== DATA EXTRACT ==

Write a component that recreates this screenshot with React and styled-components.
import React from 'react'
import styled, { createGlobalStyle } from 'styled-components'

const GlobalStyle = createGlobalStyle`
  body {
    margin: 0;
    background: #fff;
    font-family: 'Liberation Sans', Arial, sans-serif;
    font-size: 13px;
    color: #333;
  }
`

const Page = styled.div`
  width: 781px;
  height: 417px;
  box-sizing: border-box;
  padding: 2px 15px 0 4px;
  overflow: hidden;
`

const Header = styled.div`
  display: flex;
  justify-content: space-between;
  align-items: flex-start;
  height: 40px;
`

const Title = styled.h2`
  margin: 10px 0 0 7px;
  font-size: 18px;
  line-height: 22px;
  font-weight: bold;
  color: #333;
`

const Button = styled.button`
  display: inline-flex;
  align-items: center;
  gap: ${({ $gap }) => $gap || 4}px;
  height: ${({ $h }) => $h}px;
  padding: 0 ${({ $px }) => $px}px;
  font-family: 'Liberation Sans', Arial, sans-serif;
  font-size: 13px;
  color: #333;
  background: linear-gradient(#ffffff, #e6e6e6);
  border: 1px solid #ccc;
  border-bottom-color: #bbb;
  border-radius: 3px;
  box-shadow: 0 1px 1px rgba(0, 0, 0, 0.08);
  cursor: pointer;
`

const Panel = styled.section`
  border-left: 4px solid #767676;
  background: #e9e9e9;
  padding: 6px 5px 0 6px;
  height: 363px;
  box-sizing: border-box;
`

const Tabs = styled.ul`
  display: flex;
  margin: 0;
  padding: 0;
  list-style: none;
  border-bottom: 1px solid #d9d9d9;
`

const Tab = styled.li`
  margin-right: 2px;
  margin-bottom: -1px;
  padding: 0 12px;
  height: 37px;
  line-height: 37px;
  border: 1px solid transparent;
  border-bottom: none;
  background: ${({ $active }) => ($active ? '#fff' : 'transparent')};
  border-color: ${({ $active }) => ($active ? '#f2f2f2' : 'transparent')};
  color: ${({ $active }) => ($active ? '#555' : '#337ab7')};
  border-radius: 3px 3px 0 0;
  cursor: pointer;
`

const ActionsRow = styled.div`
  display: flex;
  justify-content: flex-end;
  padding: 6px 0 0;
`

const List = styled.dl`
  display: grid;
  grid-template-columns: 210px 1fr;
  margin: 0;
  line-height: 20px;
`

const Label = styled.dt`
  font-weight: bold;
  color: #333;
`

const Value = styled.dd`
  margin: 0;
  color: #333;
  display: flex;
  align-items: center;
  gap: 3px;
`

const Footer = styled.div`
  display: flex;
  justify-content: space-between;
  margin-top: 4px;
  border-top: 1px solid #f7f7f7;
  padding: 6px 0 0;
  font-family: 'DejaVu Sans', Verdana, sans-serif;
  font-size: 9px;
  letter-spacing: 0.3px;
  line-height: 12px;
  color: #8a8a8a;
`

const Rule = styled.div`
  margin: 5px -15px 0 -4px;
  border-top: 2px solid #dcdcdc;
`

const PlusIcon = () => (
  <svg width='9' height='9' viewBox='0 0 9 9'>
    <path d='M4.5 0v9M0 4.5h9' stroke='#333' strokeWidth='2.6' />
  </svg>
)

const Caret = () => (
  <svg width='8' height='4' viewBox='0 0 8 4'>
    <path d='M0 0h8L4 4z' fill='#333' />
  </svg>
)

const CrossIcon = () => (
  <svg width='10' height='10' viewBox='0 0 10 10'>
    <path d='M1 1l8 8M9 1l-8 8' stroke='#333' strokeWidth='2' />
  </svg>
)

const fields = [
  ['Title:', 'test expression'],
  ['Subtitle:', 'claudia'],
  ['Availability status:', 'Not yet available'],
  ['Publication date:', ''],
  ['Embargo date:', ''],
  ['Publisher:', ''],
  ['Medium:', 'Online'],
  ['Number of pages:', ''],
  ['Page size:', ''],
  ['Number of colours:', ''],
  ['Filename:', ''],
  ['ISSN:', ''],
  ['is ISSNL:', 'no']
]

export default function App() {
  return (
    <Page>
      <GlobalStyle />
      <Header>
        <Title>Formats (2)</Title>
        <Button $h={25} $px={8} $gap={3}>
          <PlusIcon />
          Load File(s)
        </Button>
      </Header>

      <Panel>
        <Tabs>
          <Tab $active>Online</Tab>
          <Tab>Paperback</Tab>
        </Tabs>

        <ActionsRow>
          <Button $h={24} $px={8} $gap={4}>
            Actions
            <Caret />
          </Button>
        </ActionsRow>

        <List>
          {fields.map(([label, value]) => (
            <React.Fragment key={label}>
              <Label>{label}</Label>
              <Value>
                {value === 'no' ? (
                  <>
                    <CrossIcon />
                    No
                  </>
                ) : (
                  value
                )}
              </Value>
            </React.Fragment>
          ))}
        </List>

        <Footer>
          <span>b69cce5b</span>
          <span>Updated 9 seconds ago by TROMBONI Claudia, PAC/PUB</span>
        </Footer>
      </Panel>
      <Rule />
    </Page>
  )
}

===

YOUR GOAL | Extract all the material, leaving every line as it is.

TASK OUTPUT |
Write a component that recreates this screenshot with React and styled-components.
import React from 'react'
import styled, { createGlobalStyle } from 'styled-components'

const GlobalStyle = createGlobalStyle`
  body {
    margin: 0;
    background: #fff;
    font-family: 'Liberation Sans', Arial, sans-serif;
    font-size: 13px;
    color: #333;
  }
`

const Page = styled.div`
  width: 781px;
  height: 417px;
  box-sizing: border-box;
  padding: 2px 15px 0 4px;
  overflow: hidden;
`

const Header = styled.div`
  display: flex;
  justify-content: space-between;
  align-items: flex-start;
  height: 40px;
`

const Title = styled.h2`
  margin: 10px 0 0 7px;
  font-size: 18px;
  line-height: 22px;
  font-weight: bold;
  color: #333;
`

const Button = styled.button`
  display: inline-flex;
  align-items: center;
  gap: ${({ $gap }) => $gap || 4}px;
  height: ${({ $h }) => $h}px;
  padding: 0 ${({ $px }) => $px}px;
  font-family: 'Liberation Sans', Arial, sans-serif;
  font-size: 13px;
  color: #333;
  background: linear-gradient(#ffffff, #e6e6e6);
  border: 1px solid #ccc;
  border-bottom-color: #bbb;
  border-radius: 3px;
  box-shadow: 0 1px 1px rgba(0, 0, 0, 0.08);
  cursor: pointer;
`

const Panel = styled.section`
  border-left: 4px solid #767676;
  background: #e9e9e9;
  padding: 6px 5px 0 6px;
  height: 363px;
  box-sizing: border-box;
`

const Tabs = styled.ul`
  display: flex;
  margin: 0;
  padding: 0;
  list-style: none;
  border-bottom: 1px solid #d9d9d9;
`

const Tab = styled.li`
  margin-right: 2px;
  margin-bottom: -1px;
  padding: 0 12px;
  height: 37px;
  line-height: 37px;
  border: 1px solid transparent;
  border-bottom: none;
  background: ${({ $active }) => ($active ? '#fff' : 'transparent')};
  border-color: ${({ $active }) => ($active ? '#f2f2f2' : 'transparent')};
  color: ${({ $active }) => ($active ? '#555' : '#337ab7')};
  border-radius: 3px 3px 0 0;
  cursor: pointer;
`

const ActionsRow = styled.div`
  display: flex;
  justify-content: flex-end;
  padding: 6px 0 0;
`

const List = styled.dl`
  display: grid;
  grid-template-columns: 210px 1fr;
  margin: 0;
  line-height: 20px;
`

const Label = styled.dt`
  font-weight: bold;
  color: #333;
`

const Value = styled.dd`
  margin: 0;
  color: #333;
  display: flex;
  align-items: center;
  gap: 3px;
`

const Footer = styled.div`
  display: flex;
  justify-content: space-between;
  margin-top: 4px;
  border-top: 1px solid #f7f7f7;
  padding: 6px 0 0;
  font-family: 'DejaVu Sans', Verdana, sans-serif;
  font-size: 9px;
  letter-spacing: 0.3px;
  line-height: 12px;
  color: #8a8a8a;
`

const Rule = styled.div`
  margin: 5px -15px 0 -4px;
  border-top: 2px solid #dcdcdc;
`

const PlusIcon = () => (
  <svg width='9' height='9' viewBox='0 0 9 9'>
    <path d='M4.5 0v9M0 4.5h9' stroke='#333' strokeWidth='2.6' />
  </svg>
)

const Caret = () => (
  <svg width='8' height='4' viewBox='0 0 8 4'>
    <path d='M0 0h8L4 4z' fill='#333' />
  </svg>
)

const CrossIcon = () => (
  <svg width='10' height='10' viewBox='0 0 10 10'>
    <path d='M1 1l8 8M9 1l-8 8' stroke='#333' strokeWidth='2' />
  </svg>
)

const fields = [
  ['Title:', 'test expression'],
  ['Subtitle:', 'claudia'],
  ['Availability status:', 'Not yet available'],
  ['Publication date:', ''],
  ['Embargo date:', ''],
  ['Publisher:', ''],
  ['Medium:', 'Online'],
  ['Number of pages:', ''],
  ['Page size:', ''],
  ['Number of colours:', ''],
  ['Filename:', ''],
  ['ISSN:', ''],
  ['is ISSNL:', 'no']
]

export default function App() {
  return (
    <Page>
      <GlobalStyle />
      <Header>
        <Title>Formats (2)</Title>
        <Button $h={25} $px={8} $gap={3}>
          <PlusIcon />
          Load File(s)
        </Button>
      </Header>

      <Panel>
        <Tabs>
          <Tab $active>Online</Tab>
          <Tab>Paperback</Tab>
        </Tabs>

        <ActionsRow>
          <Button $h={24} $px={8} $gap={4}>
            Actions
            <Caret />
          </Button>
        </ActionsRow>

        <List>
          {fields.map(([label, value]) => (
            <React.Fragment key={label}>
              <Label>{label}</Label>
              <Value>
                {value === 'no' ? (
                  <>
                    <CrossIcon />
                    No
                  </>
                ) : (
                  value
                )}
              </Value>
            </React.Fragment>
          ))}
        </List>

        <Footer>
          <span>b69cce5b</span>
          <span>Updated 9 seconds ago by TROMBONI Claudia, PAC/PUB</span>
        </Footer>
      </Panel>
      <Rule />
    </Page>
  )
}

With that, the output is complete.